January 20, 2020

There are some common ingredients that all the best bakers share…and they’re simple to adopt. If you want to know how to become a baker you can enroll in one of our pastry classes. You’ll have the opportunity to learn the baking skills necessary to become a great baker. While a good education is the first, vital ingredient, there are eight tools that will help you take your baking skills from good to great.

Baker holding freshly-baked loaves of breadBakers need to be organized and detail-oriented.

1. Organization.

The most successful bakers in the industry know that the process of baking requires careful timing, so having your baking station prepared with everything you’ll need – including all the tools and pre-measured ingredients close at hand – is vital.
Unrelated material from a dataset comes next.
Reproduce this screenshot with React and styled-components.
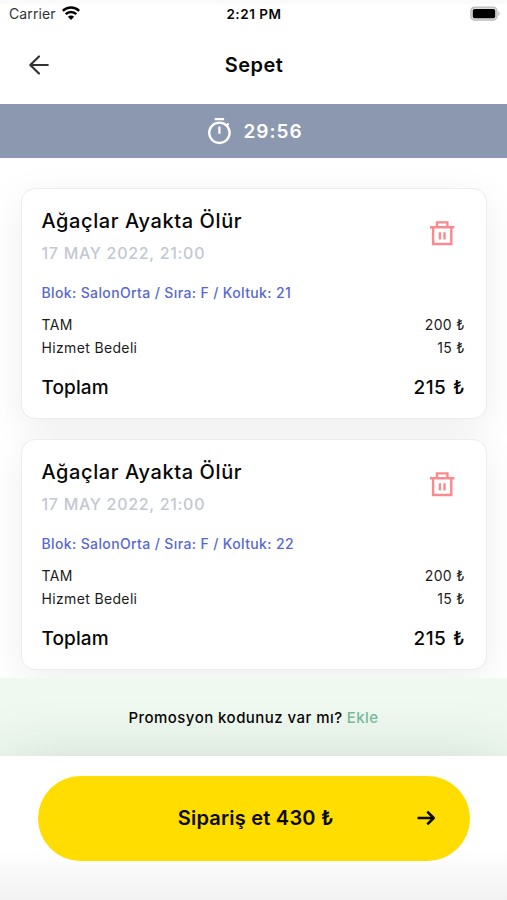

In the industry, this is called “mise en place.”

If you have to pause in the baking process while you shave some chocolate or wait for butter to come up to room temperature, you’re probably changing the recipe slightly because the order and timing are so important.

There’s a great deal of science involved in baking – generally, it’s more precise than cooking in that regard. The order of the ingredients matters, so attention to detail and organization will make a big difference.

2. Communication.

Like other cooks in the kitchen, bakers most often work in a fast-paced environment with other culinary professionals alongside them. Having a clear manner of communication so you can keep pace with your task is extremely important. This can mean quickly getting another cup of flour while you stick to your task, or asking a colleague to give you some space to roll out your dough so you can keep the process going smoothly.

3. Attention to detail.

As we mentioned, baking is a science that relies on precise measurements and temperature conditions. All ingredients must be weighed and measured accurately. A few extra grams or an oven that’s 25 degrees hotter than the recipe dictates and your baking will suffer. The best bakers in the world have a keen eye for detail while creating consistent pastry art.

4. Composure under pressure.

Things can heat up in a busy commercial kitchen, and not just because the oven is firing at 500 degrees! Bakers, like all chefs and line cooks, need to stay calm and collected under pressure. If you allow yourself to get distracted or flustered by the overall atmosphere in a busy kitchen, you run the risk of making a mistake with your measurements. That will have negative consequences for you and, potentially, the whole line depending on what you’re preparing.

Keeping a clear head helps you prepare for the coming week, as well. Planning is an important aspect of good kitchen management, no matter what role you’re playing.

5. Curiosity and creativity.

Baking is an interesting combination of science and art. The best bakers in the world consistently create new crowd-pleasing pastries, as well as time-honored favorites.

You probably won’t come up with the next big pastry sensation on a whim…as you hone your baking skills it will take planning, trial and error, and detailed notes to perfect a new creation. Good bakers stick with the classics. Great bakers are curious and will experiment with different combinations – and accept the failed experiments as a learning experience.

6. Patience and dedication.

We can’t stress this enough: baking is a well-planned process and every step is important. Some of the most important steps – the ones that ‘make’ the pastry or dessert – are also the most time-consuming.

Sourdough takes half a day to rise properly, so if you get impatient and cut the time in half you’ll end up with a sourdough brick. And a dreamy, cloud-like meringue on top of a cake or cookie adds a beautiful, airy touch, but whisking those egg whites will take patience…and muscle…if you’re not using electric beaters.

Some days in a bakery will be uplifting and rewarding. Other days will feel long and frustrating – whether you’re trying to master the classics or develop new, innovative recipes. Long term patience and dedication will pay off as you perfect your craft, and all the best bakers in the world know this to be true.

Some people are born with natural baking skills and flair for a certain craft, but even someone with intuition isn’t born “the perfect baker”…and it’s a skill that can be learned in the classroom and in the kitchen. If it’s something you’d like to achieve, it will take practice, experience, and a good education.